By Tim Oren
As said last week, I’m turning from the completed 2026 Idaho legislative session, to the upcoming primary election. But before I go, a bit of retrospective on House voting patterns:
I used the data behind my House voting map to find out which votes had the greatest effect in separating the ‘RINO’ cluster (#2 in last week’s map) from the ‘Swing’ cluster (#3). Those were, in order: H951, HJM18, H700, H660, HJR9 and S1247 – all of them getting ‘ayes’ on average from the Swing group, and ‘nays’ on average from the RINOs.
Three of those six are bills related to illegal immigration, H700, H660, and the ‘radiator capped’ House version of S1247. The RINOs clearly stand for cheap, undocumented labor.
H951 is also interesting, an enhancement budget for the Attorney General’s office, rejected by a ‘horseshoe’ alliance of Ds, RINOs and the Gang of 8. Why this?
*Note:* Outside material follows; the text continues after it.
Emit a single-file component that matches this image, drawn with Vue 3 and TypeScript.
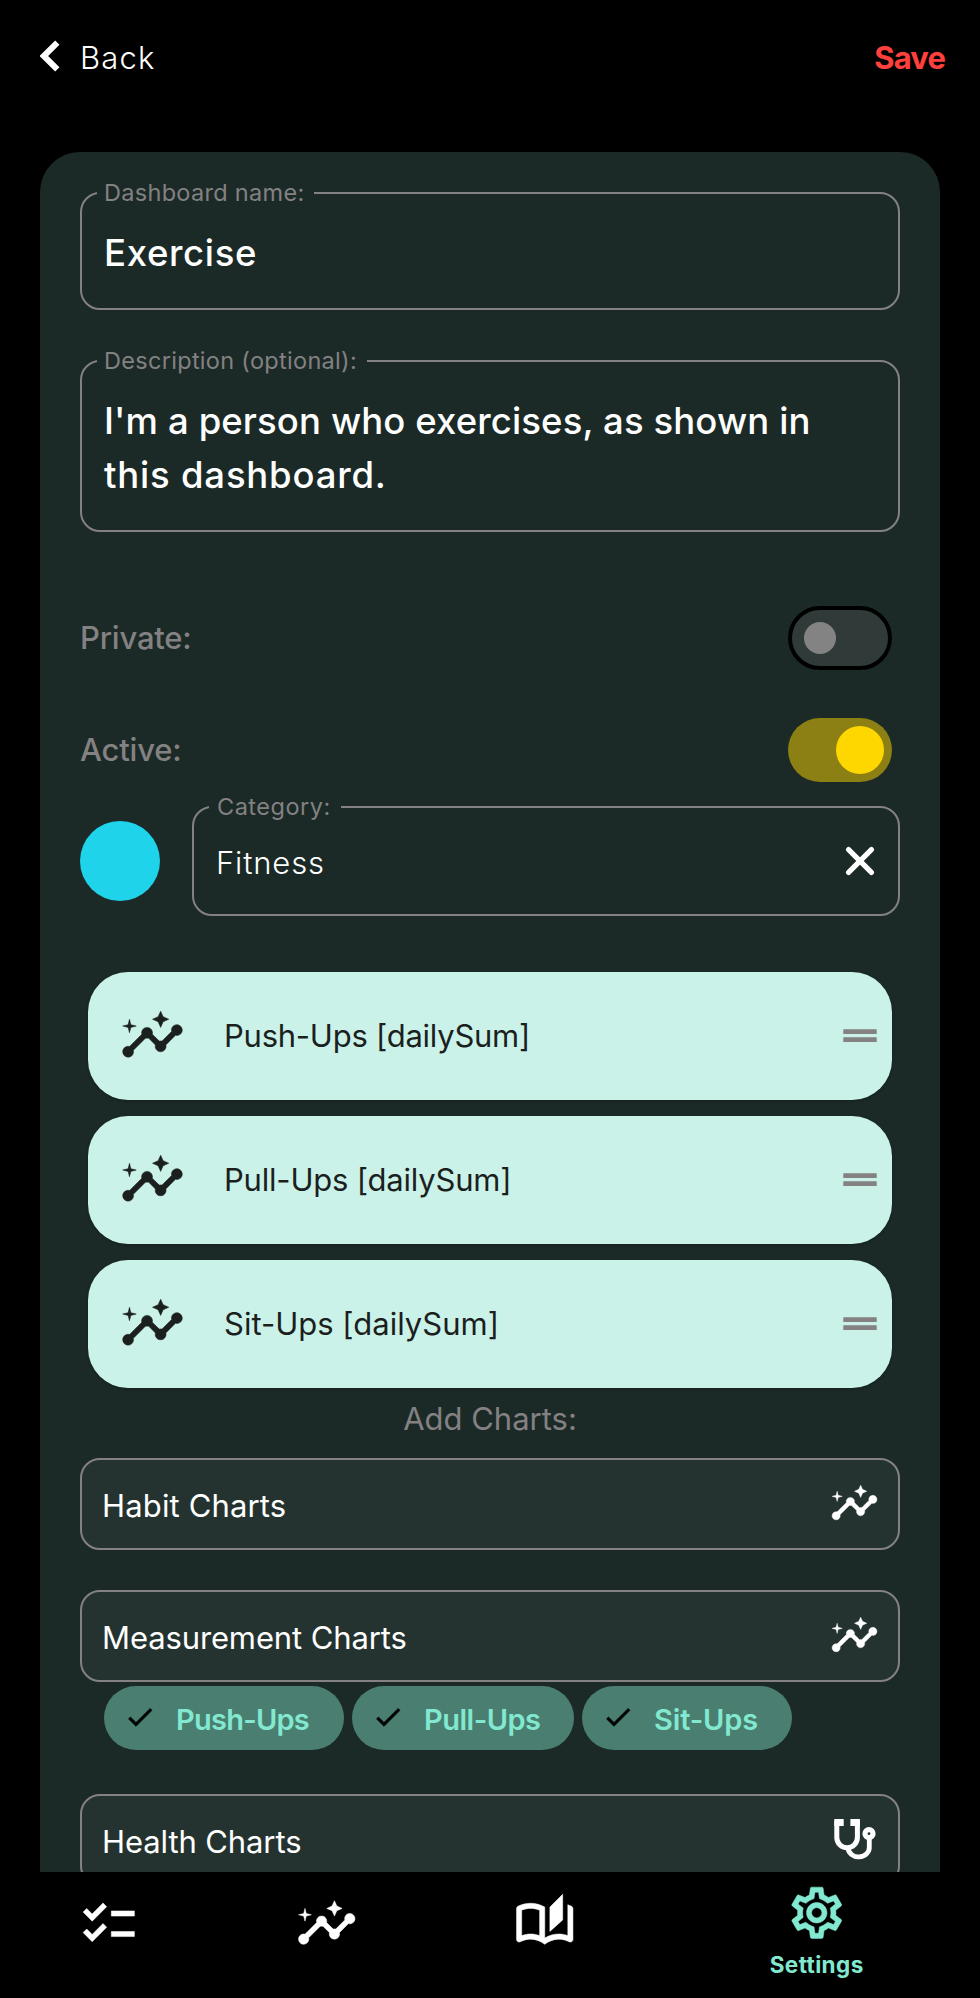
<script setup lang="ts">
interface ChartRow { id: string; title: string }

const rows: ChartRow[] = [
  { id: 'push', title: 'Push-Ups [dailySum]' },
  { id: 'pull', title: 'Pull-Ups [dailySum]' },
  { id: 'sit', title: 'Sit-Ups [dailySum]' },
]

const chips: ChartRow[] = [
  { id: 'push', title: 'Push-Ups' },
  { id: 'pull', title: 'Pull-Ups' },
  { id: 'sit', title: 'Sit-Ups' },
]

// Icon paths on a 24 × 24 grid
const insights =
  'M21 8c-1.45 0-2.26 1.44-1.93 2.51l-3.55 3.56c-.3-.09-.74-.09-1.04 0l-2.55-2.55C12.27 10.45 11.46 9 10 9c-1.45 0-2.27 1.44-1.93 2.52l-4.56 4.55C2.44 15.74 1 16.55 1 18c0 1.1.9 2 2 2 1.45 0 2.26-1.44 1.93-2.51l4.55-4.56c.3.09.74.09 1.04 0l2.55 2.55C12.73 16.55 13.54 18 15 18c1.45 0 2.27-1.44 1.93-2.52l3.56-3.55C21.56 12.26 23 11.45 23 10c0-1.1-.9-2-2-2zM15 9l.94-2.07L18 6l-2.06-.93L15 3l-.92 2.07L12 6l2.08.93zM3.5 11L4 9l2-.5L4 8l-.5-2L3 8l-2 .5L3 9z'
const checklist =
  'M22 7h-9v2h9V7zm0 8h-9v2h9v-2zM5.54 11L2 7.46l1.41-1.41 2.12 2.12 4.24-4.24 1.41 1.41L5.54 11zm0 8L2 15.46l1.41-1.41 2.12 2.12 4.24-4.24 1.41 1.41L5.54 19z'
const book =
  'M22.47 5.2c-.47-.24-.96-.44-1.47-.61v12.03c-1.14-.41-2.31-.62-3.5-.62-1.9 0-3.78.54-5.5 1.58V5.48C10.38 4.55 8.51 4 6.5 4c-1.79 0-3.48.44-4.97 1.2-.33.16-.53.51-.53.88v12.08c0 .58.47.99 1 .99.16 0 .32-.04.48-.12C3.69 18.4 5.05 18 6.5 18c2.07 0 3.98.82 5.5 2 1.52-1.18 3.43-2 5.5-2 1.45 0 2.81.4 4.02 1.04.16.08.32.12.48.12.52 0 1-.41 1-.99V6.08c0-.37-.2-.72-.53-.88zM10 16.62C8.86 16.21 7.69 16 6.5 16s-2.36.21-3.5.62V6.71C4.11 6.24 5.28 6 6.5 6c1.2 0 2.39.25 3.5.72v9.9zM19 .5l-5 5V15l5-4.5V.5z'
const gear =
  'M19.43 12.98c.04-.32.07-.64.07-.98 0-.34-.03-.66-.07-.98l2.11-1.65c.19-.15.24-.42.12-.64l-2-3.46c-.09-.16-.26-.25-.44-.25-.06 0-.12.01-.17.03l-2.49 1c-.52-.4-1.08-.73-1.69-.98l-.38-2.65C14.46 2.18 14.25 2 14 2h-4c-.25 0-.46.18-.49.42l-.38 2.65c-.61.25-1.17.59-1.69.98l-2.49-1c-.06-.02-.12-.03-.18-.03-.17 0-.34.09-.43.25l-2 3.46c-.13.22-.07.49.12.64l2.11 1.65c-.04.32-.07.65-.07.98 0 .33.03.66.07.98l-2.11 1.65c-.19.15-.24.42-.12.64l2 3.46c.09.16.26.25.44.25.06 0 .12-.01.17-.03l2.49-1c.52.4 1.08.73 1.69.98l.38 2.65c.03.24.24.42.49.42h4c.25 0 .46-.18.49-.42l.38-2.65c.61-.25 1.17-.59 1.69-.98l2.49 1c.06.02.12.03.18.03.17 0 .34-.09.43-.25l2-3.46c.12-.22.07-.49-.12-.64l-2.11-1.65zm-1.98-1.71c.04.31.05.52.05.73 0 .21-.02.43-.05.73l-.14 1.13.89.7 1.08.84-.7 1.21-1.27-.51-1.04-.42-.9.68c-.43.32-.84.56-1.25.73l-1.06.43-.16 1.13-.2 1.35h-1.4l-.19-1.35-.16-1.13-1.06-.43c-.43-.18-.83-.41-1.23-.71l-.91-.7-1.06.43-1.27.51-.7-1.21 1.08-.84.89-.7-.14-1.13c-.03-.31-.05-.54-.05-.74s.02-.43.05-.73l.14-1.13-.89-.7-1.08-.84.7-1.21 1.27.51 1.04.42.9-.68c.43-.32.84-.56 1.25-.73l1.06-.43.16-1.13.2-1.35h1.39l.19 1.35.16 1.13 1.06.43c.43.18.83.41 1.23.71l.91.7 1.06-.43 1.27-.51.7 1.21-1.07.85-.89.7.14 1.13zM12 8c-2.21 0-4 1.79-4 4s1.79 4 4 4 4-1.79 4-4-1.79-4-4-4zm0 6c-1.1 0-2-.9-2-2s.9-2 2-2 2 .9 2 2-.9 2-2 2z'
const check = 'M9 16.17L4.83 12l-1.42 1.41L9 19 21 7l-1.41-1.41z'
</script>

<template>
  <div class="screen">
    <header class="topbar">
      <button class="back" type="button">
        <svg class="chevron" viewBox="0 0 20 32">
          <path d="M17.3 2.6 3.8 16l13.5 13.4" fill="none" stroke="currentColor" stroke-width="6" />
        </svg>
        <span>Back</span>
      </button>
      <button class="save" type="button">Save</button>
    </header>

    <main class="card">
      <div class="field name">
        <span class="label">Dashboard name:</span>
        <span class="value">Exercise</span>
      </div>

      <div class="field desc">
        <span class="label">Description (optional):</span>
        <span class="line">I'm a person who exercises, as shown in</span>
        <span class="line short">this dashboard.</span>
      </div>

      <div class="toggle-row first">
        <span class="caption">Private:</span>
        <span class="switch off"><i></i></span>
      </div>
      <div class="toggle-row">
        <span class="caption">Active:</span>
        <span class="switch on"><i></i></span>
      </div>

      <div class="category">
        <span class="swatch"></span>
        <div class="field cat">
          <span class="label">Category:</span>
          <span class="value">Fitness</span>
          <svg class="clear" viewBox="0 0 30 30">
            <path d="M3.6 3.6 26.4 26.4M26.4 3.6 3.6 26.4" stroke="currentColor" stroke-width="5.2" stroke-linecap="round" />
          </svg>
        </div>
      </div>

      <ul class="rows">
        <li v-for="row in rows" :key="row.id">
          <svg class="trend" viewBox="0 0 24 24"><path :d="insights" /></svg>
          <span :class="row.id">{{ row.title }}</span>
          <svg class="handle" viewBox="0 0 34 14">
            <path d="M.3 .3h33.4v4.7H.3zM.3 8.3h33.4v4.7H.3z" />
          </svg>
        </li>
      </ul>

      <p class="add">Add Charts:</p>

      <div class="group habit">
        <span>Habit Charts</span>
        <svg class="small-trend" viewBox="0 0 24 24"><path :d="insights" /></svg>
      </div>

      <div class="group measure">
        <span>Measurement Charts</span>
        <svg class="small-trend" viewBox="0 0 24 24"><path :d="insights" /></svg>
      </div>
      <div class="chips">
        <span v-for="chip in chips" :key="chip.id" class="chip" :class="chip.id">
          <svg viewBox="0 0 24 24"><path :d="check" /></svg>
          <span>{{ chip.title }}</span>
        </span>
      </div>

      <div class="group health">
        <span>Health Charts</span>
        <svg class="steth" viewBox="0 0 48 48">
          <path d="M3.3 3h9.4v7H3.3zM19.4 3h9.5v7h-9.5z" />
          <g fill="none" stroke="currentColor">
            <path d="M5.8 5v16.4a10.3 10.3 0 0 0 20.6 0V5" stroke-width="5" />
            <path d="M17 32a10.6 9.6 0 0 0 21.3-1.4V22" stroke-width="4.8" />
            <circle cx="38" cy="17.7" r="4" stroke-width="5.2" />
          </g>
        </svg>
      </div>
    </main>

    <nav class="tabs">
      <span class="tab"><svg viewBox="0 0 24 24"><path :d="checklist" /></svg></span>
      <span class="tab"><svg viewBox="0 0 24 24"><path :d="insights" /></svg></span>
      <span class="tab"><svg viewBox="0 0 24 24"><path :d="book" /></svg></span>
      <span class="tab active">
        <svg viewBox="0 0 24 24"><path :d="gear" /></svg>
        <span>Settings</span>
      </span>
    </nav>
  </div>
</template>

<style>
body { background: #000; }
</style>

<style scoped>
.screen {
  display: flex;
  flex-direction: column;
  width: 980px;
  height: 1998px;
  overflow: hidden;
  background: #000;
  color: #fff;
  font-family: Inter, "Liberation Sans", sans-serif;
  font-size: 31px;
}
.screen, .screen * { box-sizing: border-box; }
svg { display: block; flex: none; fill: currentColor; }
span { white-space: nowrap; }

.topbar {
  display: flex;
  justify-content: space-between;
  align-items: center;
  height: 115px;
  margin-bottom: 37px;
  padding: 0 35px 0 40px;
}
button {
  padding: 0;
  border: 0;
  background: none;
  color: inherit;
  font: inherit;
}
.back { display: flex; align-items: center; gap: 20px; font-weight: 300; letter-spacing: 1.17px; }
.chevron { width: 20px; height: 32px; margin-bottom: 3px; }
.save { color: #ff403c; font-weight: 700; letter-spacing: -0.9px; }

.card {
  flex: 1;
  min-height: 0;
  overflow: hidden;
  margin: 0 40px;
  padding: 40px 40px 0;
  border-radius: 40px 40px 0 0;
  background: #1b2a27;
}

.field {
  position: relative;
  border: 2px solid #838182;
  border-radius: 20px;
}
.label {
  position: absolute;
  top: -14px;
  left: 15px;
  padding: 0 10px 0 7px;
  background: #1b2a27;
  color: #838182;
  font-size: 23.5px;
  font-weight: 400;
  line-height: 26px;
  letter-spacing: 0.3px;
}
.name {
  display: flex;
  align-items: center;
  height: 118px;
  padding: 3px 22px 0;
  font-size: 36.5px;
  font-weight: 500;
  letter-spacing: 0.67px;
}
.desc {
  height: 172px;
  margin-top: 50px;
  padding: 32px 22px 0;
  font-size: 36.5px;
  font-weight: 500;
}
.line { display: block; line-height: 54px; letter-spacing: 0.11px; }
.line.short { letter-spacing: 0.8px; }

.toggle-row {
  display: flex;
  justify-content: space-between;
  align-items: center;
  height: 64px;
  margin-top: 48px;
  padding-right: 8px;
  color: #838182;
  font-weight: 500;
  letter-spacing: -0.2px;
}
.toggle-row.first { margin-top: 74px; }
.caption { padding-bottom: 2px; }
.switch {
  display: flex;
  align-items: center;
  width: 104px;
  height: 64px;
  border-radius: 32px;
}
.switch i { display: block; border-radius: 50%; }
.off { padding-left: 12px; border: 4px solid #000; background: #303b39; }
.off i { width: 32px; height: 32px; background: #838383; }
.on { justify-content: flex-end; padding-right: 8px; background: #8c7f13; }
.on i { width: 48px; height: 48px; background: #ffd700; }

.category { display: flex; align-items: center; gap: 32px; margin-top: 24px; }
.swatch { width: 80px; height: 80px; border-radius: 50%; background: #1fd3eb; }
.cat {
  display: flex;
  flex: 1;
  justify-content: space-between;
  align-items: center;
  height: 110px;
  padding: 0 23px 0 22px;
}
.cat .label { padding-left: 8px; letter-spacing: 0.5px; }
.cat .value { padding-top: 3px; font-weight: 300; letter-spacing: 0.85px; }
.clear { width: 30px; height: 30px; }

.rows {
  display: grid;
  gap: 16px;
  margin: 56px 0 0;
  padding: 0 8px;
  list-style: none;
}
.rows li {
  display: flex;
  align-items: center;
  height: 128px;
  padding: 0 15px 0 32px;
  border-radius: 40px;
  background: #cbf2e8;
  box-shadow: 0 1px 3px rgba(0, 0, 0, 0.25);
  color: #1b1f1e;
}
.rows span { flex: 1; margin-left: 39px; padding-bottom: 2px; }
.rows span.push { letter-spacing: -0.25px; }
.rows span.pull { letter-spacing: -0.2px; }
.trend { width: 65px; height: 65px; margin-bottom: 1px; stroke: currentColor; stroke-width: 0.2; }
.handle { width: 34px; height: 14px; color: #838182; }

.add {
  margin: 0 0 8px;
  color: #838182;
  line-height: 62px;
  text-align: center;
}

.group {
  display: flex;
  justify-content: space-between;
  align-items: center;
  height: 92px;
  padding: 0 19px 0 20px;
  border: 2px solid #838182;
  border-radius: 20px;
  background: #253330;
}
.group span { padding-top: 3px; }
.habit span { letter-spacing: 0.15px; }
.measure span { letter-spacing: -0.12px; }
.health span { letter-spacing: -0.1px; }
.measure { margin-top: 40px; }
.health { margin-top: 44px; }
.small-trend { width: 49px; height: 49px; margin-bottom: 1px; stroke: currentColor; stroke-width: 0.2; }
.steth { width: 48px; height: 48px; }

.chips { display: flex; gap: 8px; margin-top: 4px; padding-left: 24px; }
.chip {
  display: flex;
  align-items: center;
  width: 240px;
  height: 64px;
  padding-left: 20px;
  border-radius: 32px;
  background: #497e70;
  color: #82e8cf;
  font-size: 29px;
  font-weight: 600;
}
.chip svg { width: 32px; height: 32px; margin: 0 20px 2px 0; color: #000; stroke: currentColor; stroke-width: 0.5; }
.chip span { padding-top: 3px; }
.chip.push { letter-spacing: -0.75px; }
.chip.pull { width: 222px; letter-spacing: -0.5px; }
.chip.sit { width: 210px; letter-spacing: -0.15px; }

.tabs { display: flex; height: 126px; }
.tab {
  display: flex;
  flex: 2;
  flex-direction: column;
  align-items: center;
  padding-top: 21px;
}
.tab svg { width: 61.5px; height: 61.5px; stroke: currentColor; stroke-width: 0.2; }
.tab.active { flex: 3; padding-top: 10px; color: #82e8cf; }
.active span {
  margin-top: 7px;
  font-size: 22.5px;
  font-weight: 700;
  line-height: 28px;
  letter-spacing: 0.4px;
}
</style>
Perhaps it has something to do with hate for AG Raul Labrador, who’s endorsed Cornel Rasor, Colton Bennett and David Worley, no friends of the RINOs.
Buckets of Cash
Last week I introduced the ‘Big Ag / Extractive’ group of campaign contributors, and left the remaining groups to be described now:
- Utility: Primarily energy and communications providers, and their associated PACs.
- Financial: Banks and related PACs, but also non-traditional providers such as those associated with MoneyMetals.
- Developer: Groups that profit from population and geographic growth in Idaho.
- Chemical: A mixture of drug and vax, ag chemicals, and alcohol and tobacco interests. They are all for minimal regulation and being relieved of liability from harms their products might cause.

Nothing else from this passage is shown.